What Is a Variant Binding in Book Collecting?
A variant binding is a copy of a book that appears in a different binding — different cloth color, different stamping, different lettering, or different materials — from other copies of the same edition. Binding variants are significant in book collecting because they may indicate different states, different issues, or different periods of production within the same edition. Determining the priority (which binding came first) is one of the central concerns of descriptive bibliography.
Why Binding Variants Exist
Cloth Supply Changes
The most common cause. Publishers purchased binding cloth from textile suppliers, and if the original cloth ran out during a print run, a different cloth was substituted. This creates copies with different cloth colors or textures — both genuine first edition, first impression copies, but in different bindings.

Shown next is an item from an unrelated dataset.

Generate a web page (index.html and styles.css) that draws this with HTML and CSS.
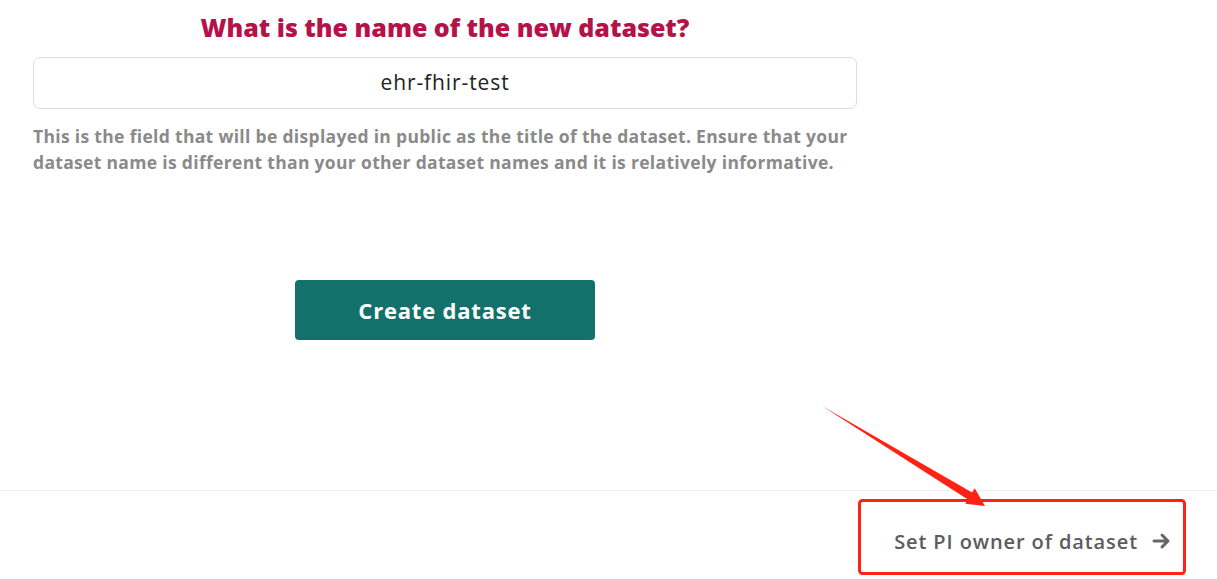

Example: A novel published in green cloth may also appear in blue cloth of the same edition because the publisher’s supply of green cloth was exhausted partway through the binding process.
Simultaneous Binding Styles
Some publishers intentionally produced copies in different bindings for different markets:
- A standard trade binding in cloth
- A deluxe binding in leather or half-leather for gift buyers
- A cheaper binding in paper-covered boards for a lower price point
These are different issues of the same edition — the same text block in different bindings.
Publisher’s Binding vs. Binder’s Choice
In the nineteenth century, publishers often sent unbound printed sheets to multiple binderies. Different binderies might use different cloth, different lettering, or different ornament stamps, creating binding variants that are unrelated to the text’s chronology.
Remainder Bindings
When a book did not sell well, the publisher might rebind remaining sheets in cheaper materials for sale at a reduced price. These “remainder bindings” are later issues of the same edition.
Priority of Bindings
For collectors, the question of which binding came first — the “priority” — is important because the first binding state is generally more desirable:
How Priority Is Determined
Publisher’s records: If the publisher’s binding records survive, they may document the order of binding variants.
Advertisements and reviews: Early advertisements and review copies may specify the binding, establishing which binding was used for the earliest distribution.
Bibliographic analysis: Examining multiple copies and comparing cloth, lettering, and other physical features against dated evidence (inscriptions, bookplates, reviews).
Convention: In some cases, the priority remains uncertain despite research, and bibliographers note the variants without establishing a definitive order.
How Binding Variants Affect Value
First binding state: Generally the most desirable and valuable, especially if the priority is well-established.
Later binding states: Less valuable, though they are still copies of the same edition. The text is identical; only the binding differs.
The difference varies. For some books, binding variants are minor curiosities; for others, the first binding state is significantly more valuable.
Famous Binding Variants
Mark Twain, Adventures of Huckleberry Finn (1885): The first edition exists in multiple binding variants — blue cloth and green cloth. The priority has been extensively debated by bibliographers.
Charles Dickens, various titles: Dickens novels were issued in parts (serial installments) before being bound in book form. Binding variants abound because the bound volumes were produced over extended periods.
How Booksellers Describe Binding Variants
- “First edition, first binding state (green cloth)”
- “First edition, second binding variant (blue cloth)”
- “First edition, binding priority uncertain”
- “First edition in variant tan cloth (binding B per [bibliography])“
Binding Variant vs. Rebinding
An important distinction:
A binding variant is an original publisher’s binding — produced by or for the publisher as part of the book’s production and distribution.
A rebound copy has had its original binding removed and replaced by a later owner or binder. Rebound copies are generally less valuable than copies in original binding, regardless of the quality of the rebinding.
The presence of original binding (even worn or damaged) is almost always preferable to a rebinding for collectors.
Frequently Asked Questions
Are variant bindings common in modern first editions? They are less common than in nineteenth-century books, but they still occur. Publisher’s review copies, advance reading copies, and special presentation bindings all create variants in modern publishing.
Where can I research binding variants for a specific title? Author bibliographies (such as those published by Oak Knoll Press or the Pittsburgh Series in Bibliography) are the most reliable sources. For major collected authors, these bibliographies describe every known binding state in detail.